By virtue of this performance Galbraith was now considered one of the favorites in tournaments down under. In October, he was considered one of the top American draws at the South Coast Open. At the beginning of the tournament he and Australian professional Bruce Smith won the "purse curtain-raiser" with rounds of three-under-par 68. Galbraith played well at the tournament proper. During the second round he shot a 69 (−2) to position himself at 140 (−2), one back of the lead. He ultimately finished in a tie for sixth at 287 (+3). In November, he was one of 22 players to succeed at the final qualifying stage for the Australian Open.

== Re-instated amateur status ==
In the 1980s, Galbraith quit pro golf and began working as a mortgage banker. He still played in notable amateur golf tournaments, however. In 1986, he won the Southern California Golf Association (SCGA) mid-amateur. In June 1991, he played the California State Amateur Championship. Like 1971, Galbraith was again the medallist. Galbraith then won his first two matches. In the quarterfinals he defeated Drew Sanders. Like 1971, he ultimately made it to the finals. There he lost to Harry Rudolph III, 3 & 2. In 1991 he also won the SCGA mid-amateur again. In 1992 he played in the British Amateur. Galbraith finished in third place in the qualifying stage. He won his first two matches before losing in the third round.

Galbraith retired from tournament golf in the early 2000s.
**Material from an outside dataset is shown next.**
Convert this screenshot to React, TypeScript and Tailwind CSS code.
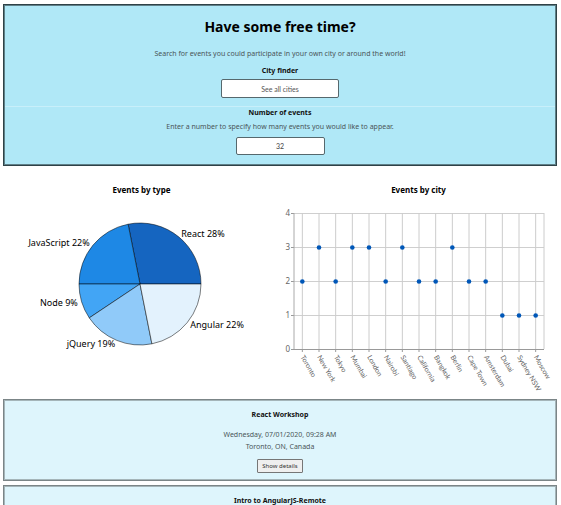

He was inducted into the Chapman Hall of Fame in 2010.

== Personal life ==
As of 1991, he lived in Fountain Valley, California.

== Awards and honors ==
In 2010, Galbraith was inducted into the Chapman Hall of Fame.

== Amateur wins ==

- 1972 Alameda Commuters event
- 1986 Southern California Golf Association mid-amateur
- 1991 Southern California Golf Association mid-amateur

== Professional wins ==

- 1970 Northern California Open
- 1972 Western Golf Association tournament

== Results in major championships ==

| Tournament | 1974 |
|---|---|
| The Open Championship | CUT |

CUT = missed the halfway cut

Note: Galbraith only played in The Open Championship.